> _GIVEN PROBLEM_: Set down the full listing exactly as given. Any pictures are to be left out.

> _SUPPLIED MATERIAL_:

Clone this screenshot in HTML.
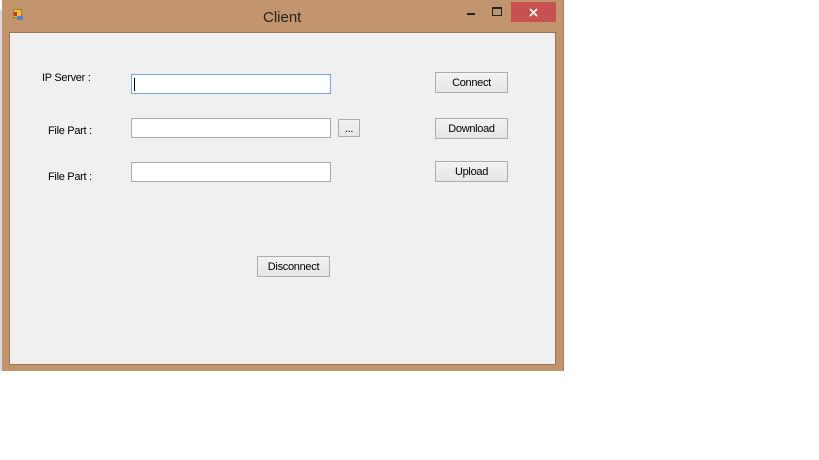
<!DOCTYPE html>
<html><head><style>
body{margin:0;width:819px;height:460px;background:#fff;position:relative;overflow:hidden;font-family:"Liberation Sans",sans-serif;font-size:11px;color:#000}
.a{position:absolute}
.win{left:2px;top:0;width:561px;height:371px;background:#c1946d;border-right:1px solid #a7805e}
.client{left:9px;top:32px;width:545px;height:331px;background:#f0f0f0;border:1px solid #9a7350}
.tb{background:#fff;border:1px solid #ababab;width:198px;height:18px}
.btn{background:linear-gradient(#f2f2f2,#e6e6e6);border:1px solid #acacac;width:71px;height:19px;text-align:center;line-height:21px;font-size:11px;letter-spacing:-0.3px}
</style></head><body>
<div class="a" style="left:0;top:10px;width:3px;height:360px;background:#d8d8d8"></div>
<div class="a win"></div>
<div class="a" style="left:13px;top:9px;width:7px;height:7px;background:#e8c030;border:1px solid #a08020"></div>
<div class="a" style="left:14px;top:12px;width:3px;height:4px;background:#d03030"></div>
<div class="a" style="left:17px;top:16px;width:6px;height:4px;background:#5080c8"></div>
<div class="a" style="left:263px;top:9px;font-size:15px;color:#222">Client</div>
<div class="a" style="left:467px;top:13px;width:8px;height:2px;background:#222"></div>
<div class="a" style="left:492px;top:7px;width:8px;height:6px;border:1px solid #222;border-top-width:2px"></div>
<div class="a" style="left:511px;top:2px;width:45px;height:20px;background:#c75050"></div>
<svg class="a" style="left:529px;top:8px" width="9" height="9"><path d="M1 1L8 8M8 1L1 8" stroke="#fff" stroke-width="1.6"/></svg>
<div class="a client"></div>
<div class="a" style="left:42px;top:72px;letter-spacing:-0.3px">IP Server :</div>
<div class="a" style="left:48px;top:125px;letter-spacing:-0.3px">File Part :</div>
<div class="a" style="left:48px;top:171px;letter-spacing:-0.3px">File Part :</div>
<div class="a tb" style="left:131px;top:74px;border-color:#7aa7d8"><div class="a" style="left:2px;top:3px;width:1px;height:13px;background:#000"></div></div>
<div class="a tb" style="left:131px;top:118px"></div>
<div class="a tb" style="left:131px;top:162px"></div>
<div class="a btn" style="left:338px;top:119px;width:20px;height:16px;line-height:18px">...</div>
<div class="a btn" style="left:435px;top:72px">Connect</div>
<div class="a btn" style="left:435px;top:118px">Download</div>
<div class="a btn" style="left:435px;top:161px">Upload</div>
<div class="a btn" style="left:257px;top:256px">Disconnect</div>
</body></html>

> _THE REPLY_:
Clone this screenshot in HTML.
<!DOCTYPE html>
<html><head><style>
body{margin:0;width:819px;height:460px;background:#fff;position:relative;overflow:hidden;font-family:"Liberation Sans",sans-serif;font-size:11px;color:#000}
.a{position:absolute}
.win{left:2px;top:0;width:561px;height:371px;background:#c1946d;border-right:1px solid #a7805e}
.client{left:9px;top:32px;width:545px;height:331px;background:#f0f0f0;border:1px solid #9a7350}
.tb{background:#fff;border:1px solid #ababab;width:198px;height:18px}
.btn{background:linear-gradient(#f2f2f2,#e6e6e6);border:1px solid #acacac;width:71px;height:19px;text-align:center;line-height:21px;font-size:11px;letter-spacing:-0.3px}
</style></head><body>
<div class="a" style="left:0;top:10px;width:3px;height:360px;background:#d8d8d8"></div>
<div class="a win"></div>
<div class="a" style="left:13px;top:9px;width:7px;height:7px;background:#e8c030;border:1px solid #a08020"></div>
<div class="a" style="left:14px;top:12px;width:3px;height:4px;background:#d03030"></div>
<div class="a" style="left:17px;top:16px;width:6px;height:4px;background:#5080c8"></div>
<div class="a" style="left:263px;top:9px;font-size:15px;color:#222">Client</div>
<div class="a" style="left:467px;top:13px;width:8px;height:2px;background:#222"></div>
<div class="a" style="left:492px;top:7px;width:8px;height:6px;border:1px solid #222;border-top-width:2px"></div>
<div class="a" style="left:511px;top:2px;width:45px;height:20px;background:#c75050"></div>
<svg class="a" style="left:529px;top:8px" width="9" height="9"><path d="M1 1L8 8M8 1L1 8" stroke="#fff" stroke-width="1.6"/></svg>
<div class="a client"></div>
<div class="a" style="left:42px;top:72px;letter-spacing:-0.3px">IP Server :</div>
<div class="a" style="left:48px;top:125px;letter-spacing:-0.3px">File Part :</div>
<div class="a" style="left:48px;top:171px;letter-spacing:-0.3px">File Part :</div>
<div class="a tb" style="left:131px;top:74px;border-color:#7aa7d8"><div class="a" style="left:2px;top:3px;width:1px;height:13px;background:#000"></div></div>
<div class="a tb" style="left:131px;top:118px"></div>
<div class="a tb" style="left:131px;top:162px"></div>
<div class="a btn" style="left:338px;top:119px;width:20px;height:16px;line-height:18px">...</div>
<div class="a btn" style="left:435px;top:72px">Connect</div>
<div class="a btn" style="left:435px;top:118px">Download</div>
<div class="a btn" style="left:435px;top:161px">Upload</div>
<div class="a btn" style="left:257px;top:256px">Disconnect</div>
</body></html>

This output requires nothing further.